Presidential Medal of Freedom for Computer Nerds

According to Wikipedia, Barack Obama has handed out more Presidential Medals of Freedom per year in office than any other president. Does this reflect lower standards or simply a larger population?

There are five awards that fall into the “computing” category. Cerf and Kahn are there for developing the Internet protocols, but why not Bob Metcalfe for the underlying Ethernet hardware? Gordon Moore got an award, but not any of the folks listed as having been instrumental in developing microprocessors. Why not Jack Kilby instead, for developing the integrated circuit that made microprocessors inevitable? Why not the Bell Labs folks who built the first semiconductor transistor? The situation in software is curious. Grace Hopper (COBOL) and Margaret Hamilton (assembly language code for an obsolete-five-years-before-it-was-built NASA computer) won awards this year. Why not any of the Americans who’ve won the Turing Award? John Backus for getting most of the world (except for NASA!) out of the assembly language business. Ivan Sutherland for the computer graphics and virtual reality that makes sharing a small piece of land with 325 million other Americans bearable? Fernando Corbato for building the modern operating system on which we rely every day. The RSA inventors for enabling Internet to be used for commerce? What about my personal heroes, the folks who made the RDBMS? E.F. Codd, Michael Stonebraker, and perhaps Larry Ellison (not a Turing Award-winner, but maybe has a good shot next year due to being Trump’s kindred soul?).
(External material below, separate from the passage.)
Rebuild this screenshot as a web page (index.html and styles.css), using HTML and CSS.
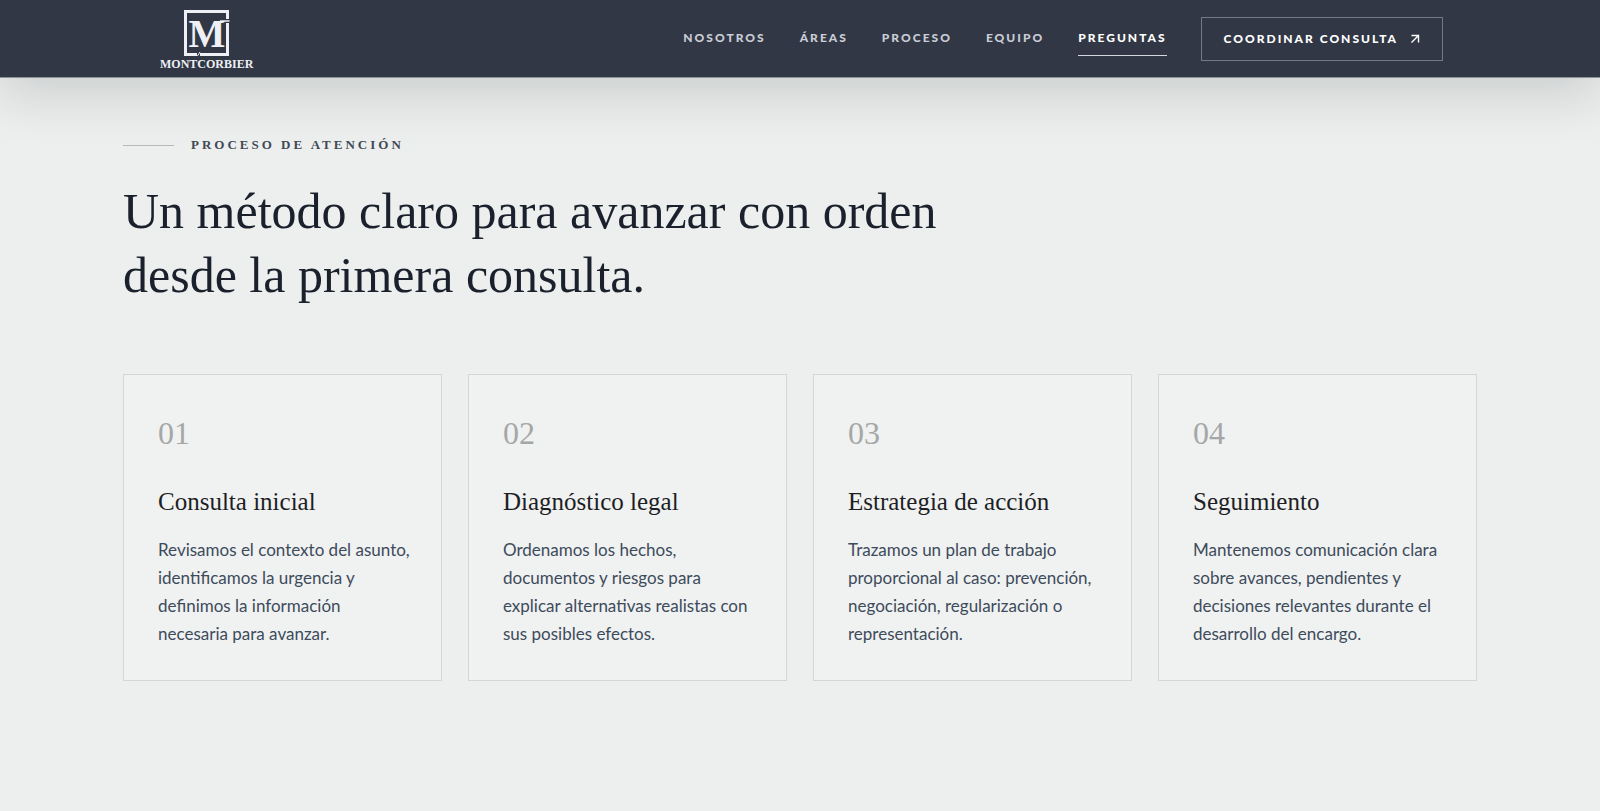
FILE: index.html
```
<!DOCTYPE html>
<html lang="es">
<head>
  <meta charset="UTF-8">
  <meta name="viewport" content="width=device-width, initial-scale=1.0">
  <title>Montcorbier - Proceso de atención</title>
  <link rel="stylesheet" href="styles.css">
</head>
<body>
  <!-- Header -->
  <header class="site-header">
    <div class="header-inner">
      <a href="#inicio" class="logo">
        <svg class="logo-mark" width="46" height="47" viewBox="0 0 46 47" aria-hidden="true">
          <path d="M43.500 9V1.500H1.500V44.500H13M16 44.500H43.500V13" fill="none" stroke="currentColor" stroke-width="3"/>
          <path d="M36 11H45.500" stroke="currentColor" stroke-width="1.500"/>
          <path d="M16 42L13.500 46" stroke="currentColor" stroke-width="1"/>
          <text x="23" y="37" text-anchor="middle" class="logo-letter">M</text>
        </svg>
        <span class="logo-name">MONTCORBIER</span>
      </a>

      <nav class="main-nav">
        <a href="#nosotros">Nosotros</a>
        <a href="#areas">Áreas</a>
        <a href="#proceso">Proceso</a>
        <a href="#equipo">Equipo</a>
        <a href="#preguntas" class="active">Preguntas</a>
        <a href="#contacto" class="nav-cta">
          Coordinar consulta
          <svg width="10" height="10" viewBox="0 0 10 10" fill="none" stroke="currentColor" stroke-width="1.4" aria-hidden="true">
            <path d="M1.500 1.500H8.500V8.500M8.500 1.500L1.500 8.500"/>
          </svg>
        </a>
      </nav>
    </div>
  </header>

  <!-- Process section -->
  <main>
    <section class="process" id="proceso">
      <p class="eyebrow">Proceso de atención</p>
      <h2>Un método claro para avanzar con orden desde la primera consulta.</h2>

      <div class="steps">
        <article class="step">
          <span class="step-number">01</span>
          <h3>Consulta inicial</h3>
          <p>Revisamos el contexto del asunto, identificamos la urgencia y definimos la información necesaria para avanzar.</p>
        </article>
        <article class="step">
          <span class="step-number">02</span>
          <h3>Diagnóstico legal</h3>
          <p>Ordenamos los hechos, documentos y riesgos para explicar alternativas realistas con sus posibles efectos.</p>
        </article>
        <article class="step">
          <span class="step-number">03</span>
          <h3>Estrategia de acción</h3>
          <p>Trazamos un plan de trabajo proporcional al caso: prevención, negociación, regularización o representación.</p>
        </article>
        <article class="step">
          <span class="step-number">04</span>
          <h3>Seguimiento</h3>
          <p>Mantenemos comunicación clara sobre avances, pendientes y decisiones relevantes durante el desarrollo del encargo.</p>
        </article>
      </div>
    </section>
  </main>
</body>
</html>
```
FILE: styles.css
```
/* General reset and layout */
* {
  margin: 0;
  padding: 0;
  box-sizing: border-box;
}
body {
  font-family: Lato, sans-serif;
  background-color: #edefee;
  color: #1b212c;
}
a {
  color: inherit;
  text-decoration: none;
}

/* Header */
.site-header {
  position: sticky;
  top: 0;
  z-index: 10;
  background-color: #313744;
  border-bottom: 1px solid #8d9296;
  box-shadow: 0 18px 50px rgba(20, 28, 32, 0.15);
}
.header-inner {
  display: flex;
  align-items: center;
  justify-content: space-between;
  max-width: 1286px;
  min-height: 77px;
  margin: auto;
  padding-left: 3px;
}
.logo {
  display: flex;
  flex-direction: column;
  align-items: center;
  padding-top: 4px;
  color: #eef0f5;
  font-family: "Liberation Serif", serif;
}
.logo-mark {
  display: block;
}
.logo-letter {
  font-size: 39px;
  font-weight: bold;
  fill: currentColor;
}
.logo-name {
  font-size: 12px;
  line-height: 14px;
  font-weight: bold;
}
.main-nav {
  display: flex;
  align-items: center;
  gap: 34px;
  color: #c9cdd6;
  font-size: 12px;
  line-height: 18px;
  font-weight: 900;
  letter-spacing: 2px;
  text-transform: uppercase;
}
.main-nav a {
  padding: 8px 0;
  border-bottom: 1px solid transparent;
}
.main-nav .active {
  color: #fff;
  border-bottom-color: #d4d8de;
}
.main-nav .nav-cta {
  display: flex;
  align-items: center;
  gap: 12px;
  padding: 12px 22px;
  border: 1px solid #747a85;
  color: #fff;
}

/* Process section */
.process {
  max-width: 1354px;
  margin: auto;
  padding: 57px 0 130px;
}
.eyebrow {
  display: flex;
  align-items: center;
  gap: 17px;
  color: #3f4a57;
  font-family: "Liberation Serif", serif;
  font-size: 13px;
  line-height: 20px;
  font-weight: bold;
  letter-spacing: 3px;
  text-transform: uppercase;
}
.eyebrow::before {
  content: "";
  width: 51px;
  height: 1px;
  background-color: #b5b9b9;
}
.process h2 {
  max-width: 860px;
  margin-top: 24px;
  font-family: "Liberation Serif", serif;
  font-size: 50px;
  line-height: 64px;
  font-weight: normal;
}
.steps {
  display: grid;
  grid-template-columns: repeat(4, 1fr);
  gap: 26px;
  margin-top: 67px;
}
.step {
  padding: 34px 28px 32px 34px;
  background-color: #f0f1f1;
  border: 1px solid #d3d8d7;
}
.step-number {
  display: block;
  color: #a5a7a7;
  font-family: "Liberation Serif", serif;
  font-size: 32px;
  line-height: 48px;
}
.step h3 {
  margin-top: 29px;
  color: #1d1f24;
  font-family: "Liberation Serif", serif;
  font-size: 25px;
  line-height: 32px;
  font-weight: normal;
}
.step p {
  margin-top: 18px;
  color: #3d4b5b;
  font-size: 17px;
  line-height: 28px;
}

@media (max-width: 1400px) {
  .header-inner,
  .process {
    margin: 0 40px;
  }
}
@media (max-width: 1100px) {
  .main-nav {
    flex-wrap: wrap;
    justify-content: flex-end;
    gap: 12px 24px;
  }
  .steps {
    grid-template-columns: repeat(2, 1fr);
  }
}
```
[Bill Gates won an award this year, but not for computer nerdism. The White House says the following:

Bill and Melinda Gates established the Bill & Melinda Gates Foundation in 2000 to help all people lead healthy, productive lives. In developing countries, the foundation focuses on improving people’s health and giving them the chance to lift themselves out of hunger and extreme poverty. In the United States, the mission is to ensure that all people—especially those with the fewest resources—have access to the opportunities they need to succeed in school and life. The Gates Foundation has provided more than $36 billion in grants since its inception.

If most of the money spent by the foundation is for health care in foreign countries then essentially Bill Gates is getting an award for avoiding U.S. capital gains and estate taxes and sending a massive amount of capital out of the U.S. If the $36 billion had instead been passed down to his kids more than half of the money would have ended up in the hands of federal and perhaps state government (capital gains taxes, gift taxes, estate taxes, income tax on dividends received, sales and property taxes on items purchased with the money, etc.).]

Readers: Ideas for the next batch of computing-related awards? How about Steve Jobs (“Nerd Jesus”)?

3 thoughts on “Presidential Medal of Freedom for Computer Nerds

  1. Re: Why not the Bell Labs folks who built the first semiconductor transistor?

    John Bardeen was awarded the Medal in 1977.

    This year Richard Garwin might get honorable mention in computing, he was an IBM fellow and involved in discovery of the Fast Fourier Transform.

  2. Why not Metcalfe, Baccus, Kilby, etc?
    Perhaps because you didn’t put the time and effort into making a case and campaigning for any of them?

    As for Bill Gates. Great point! He’s getting the award for repatriating some of the proceeds of colonialism. Good for him!

  3. ‘If most of the money spent by the foundation is for health care in foreign countries then essentially Bill Gates is getting an award for avoiding U.S. capital gains and estate taxes and sending a massive amount of capital out of the U.S.”

    If you really believe all Gates has accomplished is avoiding taxes, then you have become too cynical to be useful. A shame, really.